++++ Records supplied ++++

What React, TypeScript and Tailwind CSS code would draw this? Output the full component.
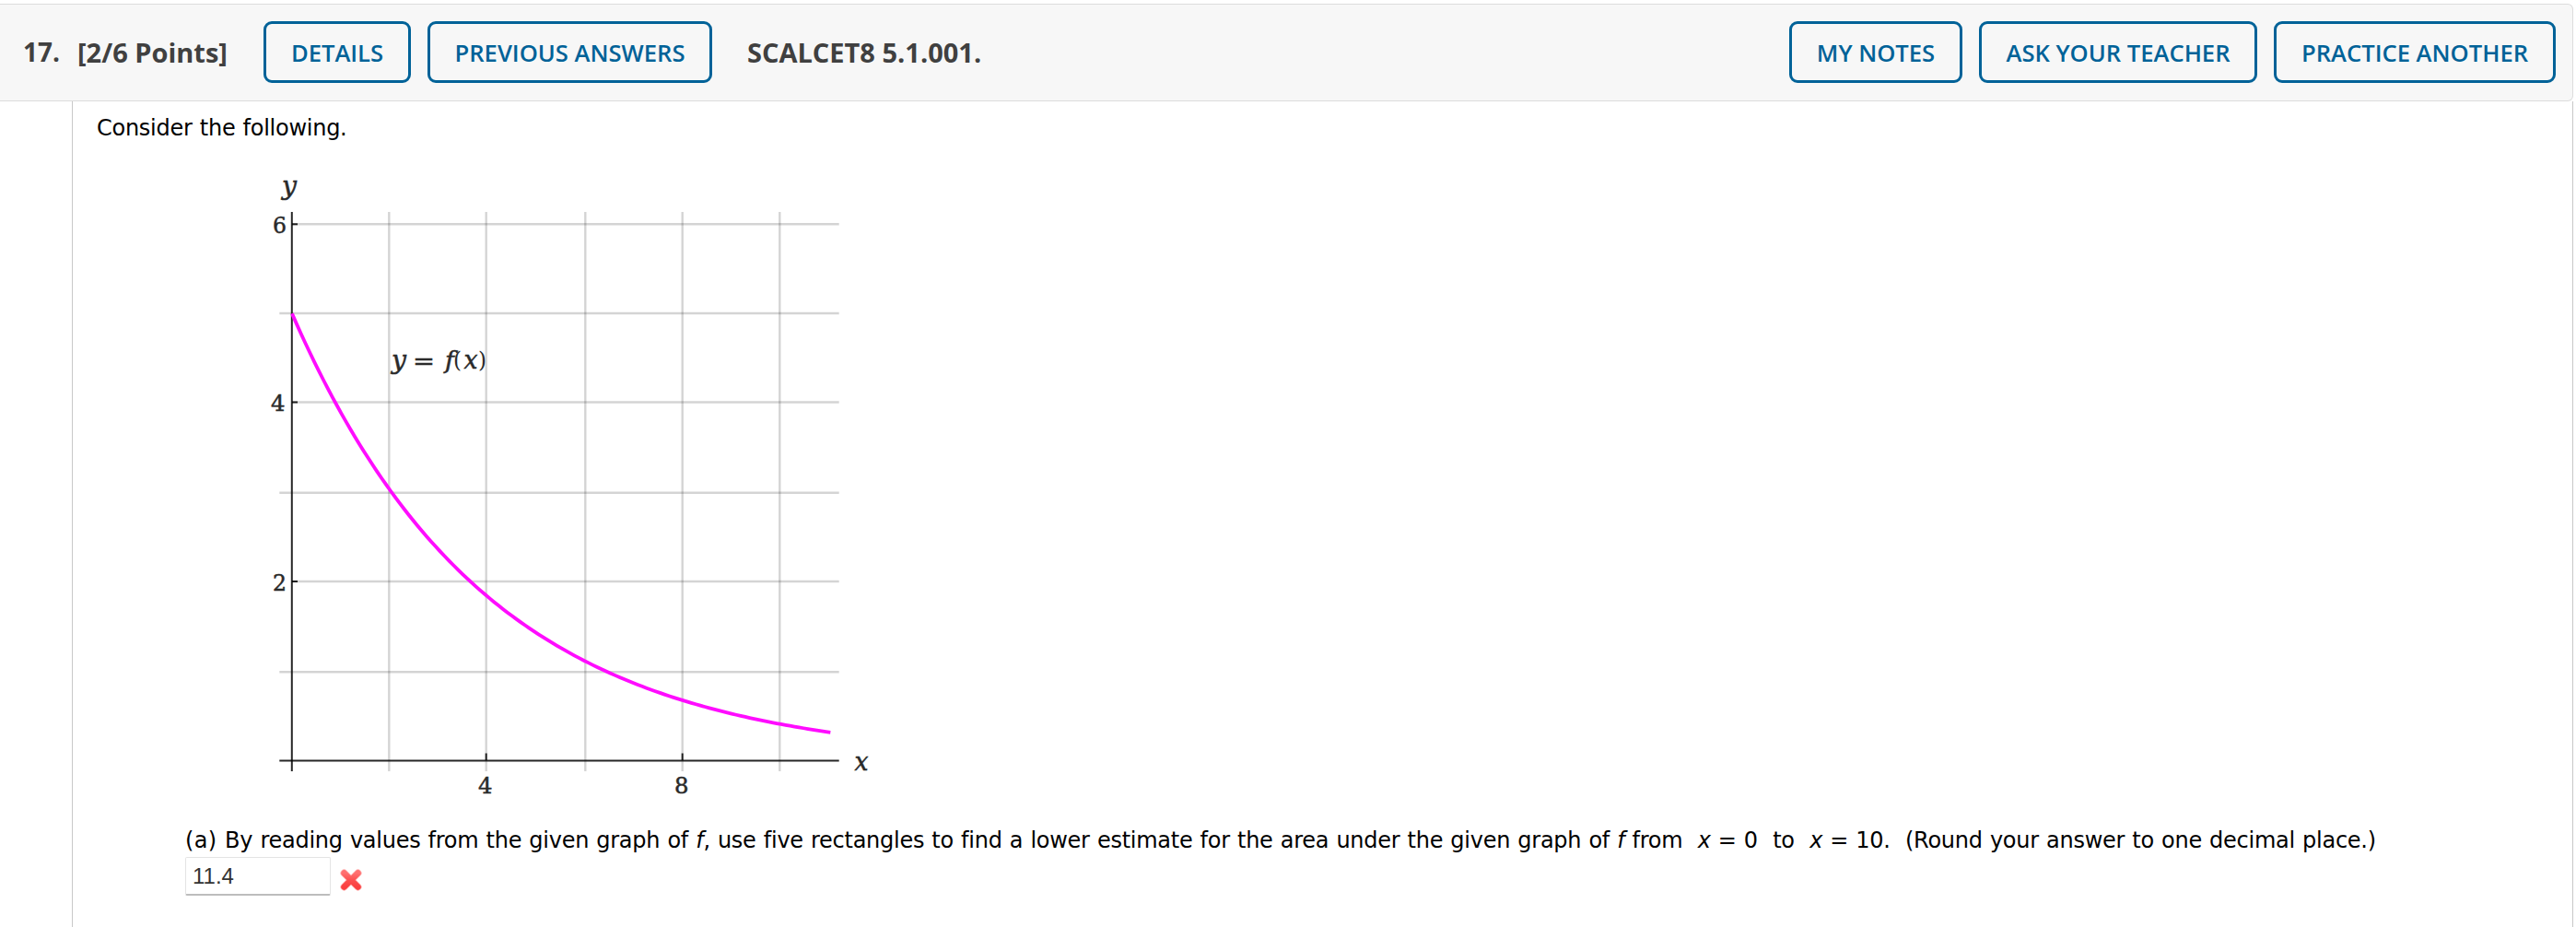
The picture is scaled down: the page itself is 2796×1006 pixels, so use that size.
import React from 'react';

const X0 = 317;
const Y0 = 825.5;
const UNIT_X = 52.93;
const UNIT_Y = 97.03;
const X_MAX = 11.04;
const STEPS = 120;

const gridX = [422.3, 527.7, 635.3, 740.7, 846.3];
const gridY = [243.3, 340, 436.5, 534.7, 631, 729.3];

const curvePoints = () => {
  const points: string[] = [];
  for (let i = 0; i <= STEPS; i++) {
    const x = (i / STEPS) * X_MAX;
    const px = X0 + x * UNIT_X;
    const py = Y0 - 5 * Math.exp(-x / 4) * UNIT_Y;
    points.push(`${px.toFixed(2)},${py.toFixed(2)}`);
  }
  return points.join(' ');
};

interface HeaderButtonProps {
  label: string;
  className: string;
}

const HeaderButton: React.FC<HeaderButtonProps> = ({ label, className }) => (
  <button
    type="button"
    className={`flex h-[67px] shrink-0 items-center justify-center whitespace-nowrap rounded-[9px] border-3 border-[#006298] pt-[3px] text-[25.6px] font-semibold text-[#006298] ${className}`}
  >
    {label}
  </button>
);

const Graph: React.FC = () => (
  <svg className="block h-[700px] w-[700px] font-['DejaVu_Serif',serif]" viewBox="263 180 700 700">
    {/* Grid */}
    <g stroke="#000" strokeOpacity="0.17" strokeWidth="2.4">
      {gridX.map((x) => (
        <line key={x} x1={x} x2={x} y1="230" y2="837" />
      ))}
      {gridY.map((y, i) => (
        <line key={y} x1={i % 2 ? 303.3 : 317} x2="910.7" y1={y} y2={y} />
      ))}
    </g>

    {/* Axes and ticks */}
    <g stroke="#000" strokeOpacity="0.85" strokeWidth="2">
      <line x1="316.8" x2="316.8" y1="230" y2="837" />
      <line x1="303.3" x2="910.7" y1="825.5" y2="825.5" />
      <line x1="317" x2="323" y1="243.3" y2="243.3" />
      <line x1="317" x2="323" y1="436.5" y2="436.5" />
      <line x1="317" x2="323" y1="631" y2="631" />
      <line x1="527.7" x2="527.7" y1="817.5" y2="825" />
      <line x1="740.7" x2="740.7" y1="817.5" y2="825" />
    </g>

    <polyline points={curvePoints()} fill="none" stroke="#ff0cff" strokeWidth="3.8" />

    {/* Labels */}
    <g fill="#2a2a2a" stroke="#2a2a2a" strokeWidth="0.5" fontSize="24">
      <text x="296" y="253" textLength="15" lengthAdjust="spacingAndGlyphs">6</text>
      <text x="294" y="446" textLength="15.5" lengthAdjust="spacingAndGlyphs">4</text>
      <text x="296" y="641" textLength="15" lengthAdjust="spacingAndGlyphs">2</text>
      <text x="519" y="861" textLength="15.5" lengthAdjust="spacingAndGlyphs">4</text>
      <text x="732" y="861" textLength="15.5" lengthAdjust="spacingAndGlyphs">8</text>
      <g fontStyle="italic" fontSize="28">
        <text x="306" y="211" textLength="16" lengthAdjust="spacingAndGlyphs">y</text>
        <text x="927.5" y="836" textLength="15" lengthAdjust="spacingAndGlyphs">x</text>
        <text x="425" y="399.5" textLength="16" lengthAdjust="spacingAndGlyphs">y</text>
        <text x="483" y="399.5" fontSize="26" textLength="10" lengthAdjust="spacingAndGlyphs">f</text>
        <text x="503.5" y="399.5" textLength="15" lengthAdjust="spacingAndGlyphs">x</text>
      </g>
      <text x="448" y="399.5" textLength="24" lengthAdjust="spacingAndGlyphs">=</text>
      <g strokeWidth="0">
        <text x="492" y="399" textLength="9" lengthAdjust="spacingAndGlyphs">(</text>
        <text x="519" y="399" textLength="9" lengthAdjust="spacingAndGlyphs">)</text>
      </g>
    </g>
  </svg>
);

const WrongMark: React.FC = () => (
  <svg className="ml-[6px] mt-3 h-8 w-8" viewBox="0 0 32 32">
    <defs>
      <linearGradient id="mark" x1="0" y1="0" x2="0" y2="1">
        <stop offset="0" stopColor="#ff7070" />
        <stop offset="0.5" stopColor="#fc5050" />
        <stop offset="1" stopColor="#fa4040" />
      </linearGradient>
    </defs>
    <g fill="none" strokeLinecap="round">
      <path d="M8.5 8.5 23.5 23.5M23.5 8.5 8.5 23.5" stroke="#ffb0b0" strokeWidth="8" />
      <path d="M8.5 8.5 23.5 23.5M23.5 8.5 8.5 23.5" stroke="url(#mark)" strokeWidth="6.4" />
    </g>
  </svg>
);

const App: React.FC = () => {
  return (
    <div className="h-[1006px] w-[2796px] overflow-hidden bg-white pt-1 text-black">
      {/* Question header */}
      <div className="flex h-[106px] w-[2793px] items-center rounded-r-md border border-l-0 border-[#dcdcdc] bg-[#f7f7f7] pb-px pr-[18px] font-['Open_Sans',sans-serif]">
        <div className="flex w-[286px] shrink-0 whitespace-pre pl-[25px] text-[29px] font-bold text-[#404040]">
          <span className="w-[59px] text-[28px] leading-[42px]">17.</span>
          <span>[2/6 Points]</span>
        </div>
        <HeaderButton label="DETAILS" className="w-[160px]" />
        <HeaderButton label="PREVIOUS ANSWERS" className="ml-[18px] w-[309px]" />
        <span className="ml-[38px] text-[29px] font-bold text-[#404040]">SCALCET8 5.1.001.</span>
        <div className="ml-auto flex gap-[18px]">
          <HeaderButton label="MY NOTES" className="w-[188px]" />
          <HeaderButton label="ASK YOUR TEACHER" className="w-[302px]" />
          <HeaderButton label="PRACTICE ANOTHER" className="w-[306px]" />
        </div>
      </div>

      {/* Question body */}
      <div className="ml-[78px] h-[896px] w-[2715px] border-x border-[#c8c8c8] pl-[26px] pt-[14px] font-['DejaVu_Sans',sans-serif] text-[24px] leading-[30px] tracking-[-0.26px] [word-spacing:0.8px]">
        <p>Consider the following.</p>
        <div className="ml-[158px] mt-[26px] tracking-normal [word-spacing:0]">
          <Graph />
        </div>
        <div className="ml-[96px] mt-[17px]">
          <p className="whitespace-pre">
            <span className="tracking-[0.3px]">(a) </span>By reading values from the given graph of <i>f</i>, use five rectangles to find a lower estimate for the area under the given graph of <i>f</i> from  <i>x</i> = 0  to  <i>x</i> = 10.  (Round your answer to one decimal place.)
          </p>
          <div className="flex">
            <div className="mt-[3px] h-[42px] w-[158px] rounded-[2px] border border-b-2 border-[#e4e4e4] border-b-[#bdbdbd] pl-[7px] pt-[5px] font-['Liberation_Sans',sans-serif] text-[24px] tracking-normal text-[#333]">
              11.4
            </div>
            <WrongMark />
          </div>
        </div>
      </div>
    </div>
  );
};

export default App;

++++
++++ Records supplied ++++

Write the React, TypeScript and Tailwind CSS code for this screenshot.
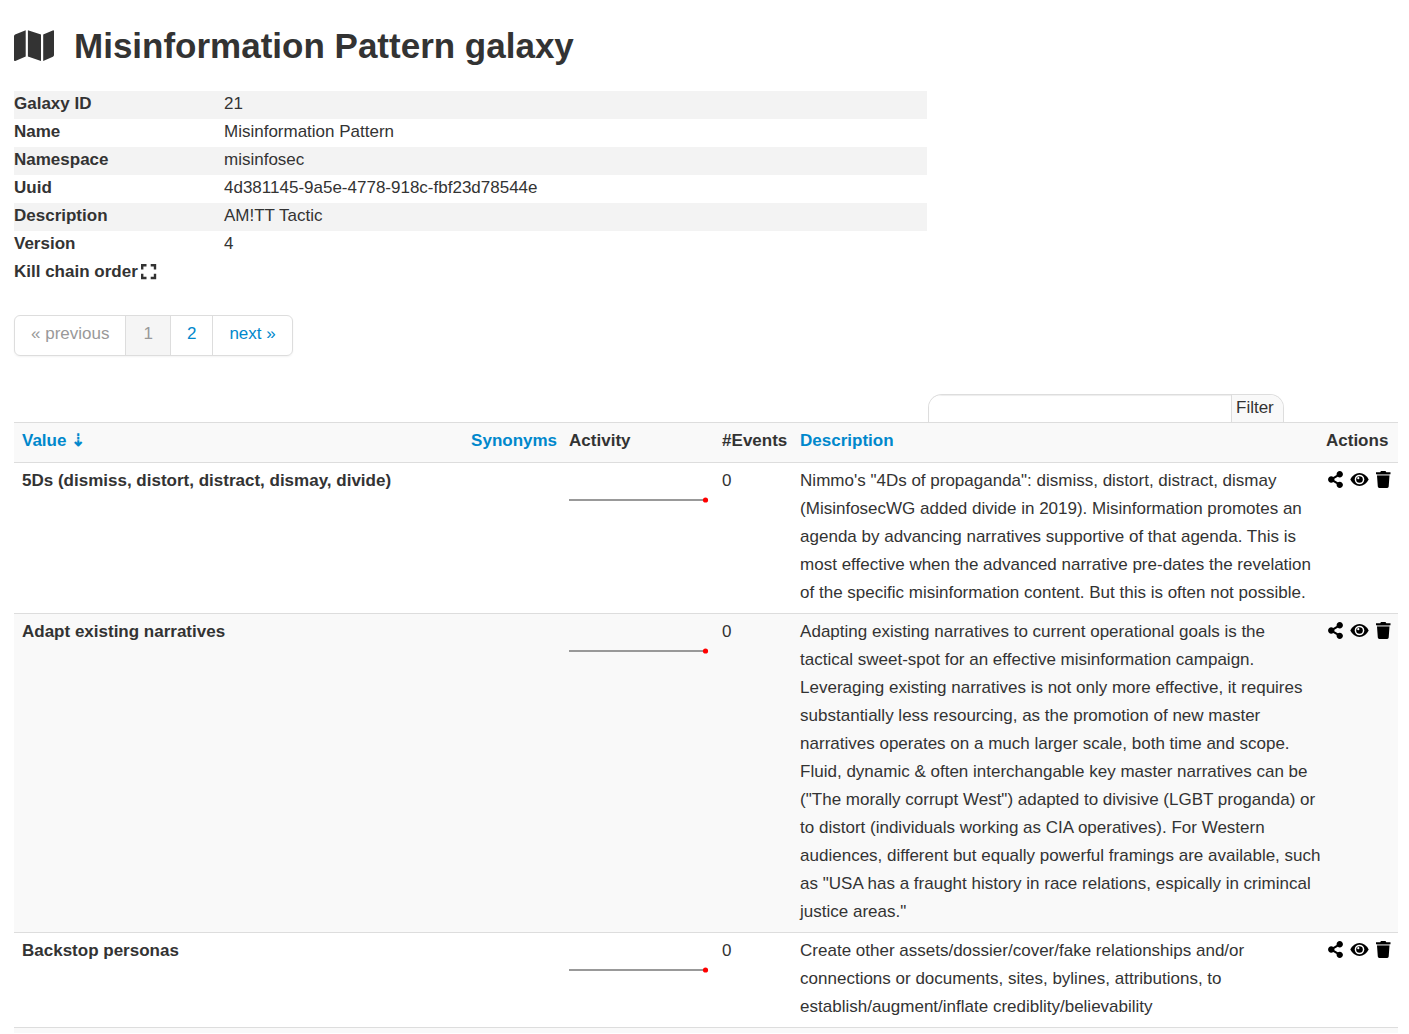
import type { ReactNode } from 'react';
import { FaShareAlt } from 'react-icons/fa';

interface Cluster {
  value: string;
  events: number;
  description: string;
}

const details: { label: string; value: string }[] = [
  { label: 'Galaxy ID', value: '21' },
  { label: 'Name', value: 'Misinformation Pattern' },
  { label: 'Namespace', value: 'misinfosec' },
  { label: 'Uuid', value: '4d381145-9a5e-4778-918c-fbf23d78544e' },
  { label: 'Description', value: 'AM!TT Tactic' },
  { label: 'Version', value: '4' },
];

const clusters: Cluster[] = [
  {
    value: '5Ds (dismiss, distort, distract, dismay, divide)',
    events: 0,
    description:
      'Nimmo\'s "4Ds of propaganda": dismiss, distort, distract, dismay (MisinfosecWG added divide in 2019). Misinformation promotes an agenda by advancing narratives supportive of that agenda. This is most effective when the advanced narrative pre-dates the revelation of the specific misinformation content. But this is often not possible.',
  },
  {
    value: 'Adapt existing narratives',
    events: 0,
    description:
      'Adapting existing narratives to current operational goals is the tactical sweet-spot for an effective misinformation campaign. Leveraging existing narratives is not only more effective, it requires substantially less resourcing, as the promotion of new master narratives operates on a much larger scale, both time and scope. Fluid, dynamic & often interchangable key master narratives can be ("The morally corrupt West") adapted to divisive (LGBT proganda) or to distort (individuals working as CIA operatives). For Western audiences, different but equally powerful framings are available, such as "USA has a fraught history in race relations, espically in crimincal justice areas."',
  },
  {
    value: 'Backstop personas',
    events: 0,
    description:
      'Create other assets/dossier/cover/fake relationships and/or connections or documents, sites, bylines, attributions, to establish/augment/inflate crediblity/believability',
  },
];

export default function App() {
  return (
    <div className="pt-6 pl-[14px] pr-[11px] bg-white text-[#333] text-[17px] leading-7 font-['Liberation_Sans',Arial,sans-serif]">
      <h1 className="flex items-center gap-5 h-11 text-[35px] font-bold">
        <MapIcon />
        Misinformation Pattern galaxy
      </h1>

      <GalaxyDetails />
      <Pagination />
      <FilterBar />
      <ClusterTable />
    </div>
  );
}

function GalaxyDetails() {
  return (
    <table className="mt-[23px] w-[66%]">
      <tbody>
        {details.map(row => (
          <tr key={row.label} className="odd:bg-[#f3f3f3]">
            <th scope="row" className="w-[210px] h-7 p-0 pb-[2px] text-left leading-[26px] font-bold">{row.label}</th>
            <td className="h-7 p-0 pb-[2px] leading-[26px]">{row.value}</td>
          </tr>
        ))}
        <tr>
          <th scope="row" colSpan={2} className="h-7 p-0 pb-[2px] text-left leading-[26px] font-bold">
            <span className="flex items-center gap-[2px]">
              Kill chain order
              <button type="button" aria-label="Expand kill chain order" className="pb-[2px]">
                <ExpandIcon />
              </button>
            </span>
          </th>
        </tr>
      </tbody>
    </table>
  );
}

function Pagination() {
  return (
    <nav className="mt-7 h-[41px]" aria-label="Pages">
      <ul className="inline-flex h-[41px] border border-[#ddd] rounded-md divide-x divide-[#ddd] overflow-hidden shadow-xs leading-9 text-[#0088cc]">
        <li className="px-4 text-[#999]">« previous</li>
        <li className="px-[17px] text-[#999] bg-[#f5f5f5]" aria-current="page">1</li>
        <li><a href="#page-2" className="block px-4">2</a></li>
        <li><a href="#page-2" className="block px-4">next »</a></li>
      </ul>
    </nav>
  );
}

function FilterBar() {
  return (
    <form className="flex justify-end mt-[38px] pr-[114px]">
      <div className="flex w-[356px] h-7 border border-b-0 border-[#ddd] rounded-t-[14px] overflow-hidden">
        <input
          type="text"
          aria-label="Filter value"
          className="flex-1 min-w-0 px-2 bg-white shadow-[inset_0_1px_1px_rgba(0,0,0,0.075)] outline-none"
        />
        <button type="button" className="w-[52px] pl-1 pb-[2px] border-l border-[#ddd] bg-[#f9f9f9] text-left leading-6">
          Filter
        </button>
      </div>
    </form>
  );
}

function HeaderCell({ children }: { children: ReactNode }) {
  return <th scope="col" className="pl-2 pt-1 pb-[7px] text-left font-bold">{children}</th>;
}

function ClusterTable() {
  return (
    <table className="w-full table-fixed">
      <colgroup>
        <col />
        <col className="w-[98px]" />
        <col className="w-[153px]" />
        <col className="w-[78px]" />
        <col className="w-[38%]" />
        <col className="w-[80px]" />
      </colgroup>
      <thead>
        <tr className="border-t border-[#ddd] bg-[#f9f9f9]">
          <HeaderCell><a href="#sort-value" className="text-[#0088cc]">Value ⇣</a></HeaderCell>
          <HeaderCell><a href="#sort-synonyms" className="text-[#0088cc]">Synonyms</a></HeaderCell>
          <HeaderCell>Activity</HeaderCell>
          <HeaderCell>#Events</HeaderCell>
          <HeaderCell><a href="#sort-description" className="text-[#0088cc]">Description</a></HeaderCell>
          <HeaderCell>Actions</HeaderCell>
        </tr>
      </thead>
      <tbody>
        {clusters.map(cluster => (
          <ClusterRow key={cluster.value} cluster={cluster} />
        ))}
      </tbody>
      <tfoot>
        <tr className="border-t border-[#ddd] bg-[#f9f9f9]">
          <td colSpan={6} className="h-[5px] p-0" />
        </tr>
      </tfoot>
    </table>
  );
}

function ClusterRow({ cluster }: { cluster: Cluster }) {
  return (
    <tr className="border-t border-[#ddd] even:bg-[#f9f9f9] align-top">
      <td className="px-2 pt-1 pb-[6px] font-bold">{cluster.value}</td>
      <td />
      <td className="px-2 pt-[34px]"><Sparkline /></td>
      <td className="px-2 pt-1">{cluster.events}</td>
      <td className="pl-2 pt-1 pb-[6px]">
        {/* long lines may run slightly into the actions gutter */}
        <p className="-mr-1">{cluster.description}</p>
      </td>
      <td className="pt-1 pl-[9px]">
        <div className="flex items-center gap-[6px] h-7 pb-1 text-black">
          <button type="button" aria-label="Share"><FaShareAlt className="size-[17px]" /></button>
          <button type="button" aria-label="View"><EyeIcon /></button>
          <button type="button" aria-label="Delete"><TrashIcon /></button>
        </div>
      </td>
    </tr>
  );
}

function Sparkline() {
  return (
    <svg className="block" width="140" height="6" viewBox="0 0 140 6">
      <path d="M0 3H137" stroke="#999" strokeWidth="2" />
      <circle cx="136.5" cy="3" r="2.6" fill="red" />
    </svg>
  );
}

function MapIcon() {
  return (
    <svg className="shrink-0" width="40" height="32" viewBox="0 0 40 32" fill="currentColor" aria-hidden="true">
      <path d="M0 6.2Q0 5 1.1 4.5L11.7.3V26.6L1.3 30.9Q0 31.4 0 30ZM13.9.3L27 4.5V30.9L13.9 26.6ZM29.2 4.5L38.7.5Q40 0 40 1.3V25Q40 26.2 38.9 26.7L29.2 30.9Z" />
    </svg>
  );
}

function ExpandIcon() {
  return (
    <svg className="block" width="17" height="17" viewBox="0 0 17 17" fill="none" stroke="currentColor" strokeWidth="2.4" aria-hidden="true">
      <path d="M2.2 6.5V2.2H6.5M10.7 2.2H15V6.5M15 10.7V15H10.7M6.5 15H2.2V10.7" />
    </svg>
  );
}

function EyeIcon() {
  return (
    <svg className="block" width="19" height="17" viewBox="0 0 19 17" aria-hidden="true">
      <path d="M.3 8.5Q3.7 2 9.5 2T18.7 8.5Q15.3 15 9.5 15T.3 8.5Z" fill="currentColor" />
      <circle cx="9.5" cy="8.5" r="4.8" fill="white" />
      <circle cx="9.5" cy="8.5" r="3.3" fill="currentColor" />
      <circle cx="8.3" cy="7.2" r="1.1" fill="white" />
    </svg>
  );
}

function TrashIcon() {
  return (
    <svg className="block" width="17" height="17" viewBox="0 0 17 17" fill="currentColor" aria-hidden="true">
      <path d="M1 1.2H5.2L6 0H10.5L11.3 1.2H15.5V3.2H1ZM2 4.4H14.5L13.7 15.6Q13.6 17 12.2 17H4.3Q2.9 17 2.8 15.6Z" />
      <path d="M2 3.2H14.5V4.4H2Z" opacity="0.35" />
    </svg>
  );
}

++++

What the exercise asks: Output exactly the lines from the one containing "What React, TypeScript" through the one containing "const gridY = [243.3, 340, 436.5, 534.7, 631, 729.3];", both included, and nothing else; leave out any pictures.

Exercise result:
What React, TypeScript and Tailwind CSS code would draw this? Output the full component.
The picture is scaled down: the page itself is 2796×1006 pixels, so use that size.
import React from 'react';

const X0 = 317;
const Y0 = 825.5;
const UNIT_X = 52.93;
const UNIT_Y = 97.03;
const X_MAX = 11.04;
const STEPS = 120;

const gridX = [422.3, 527.7, 635.3, 740.7, 846.3];
const gridY = [243.3, 340, 436.5, 534.7, 631, 729.3];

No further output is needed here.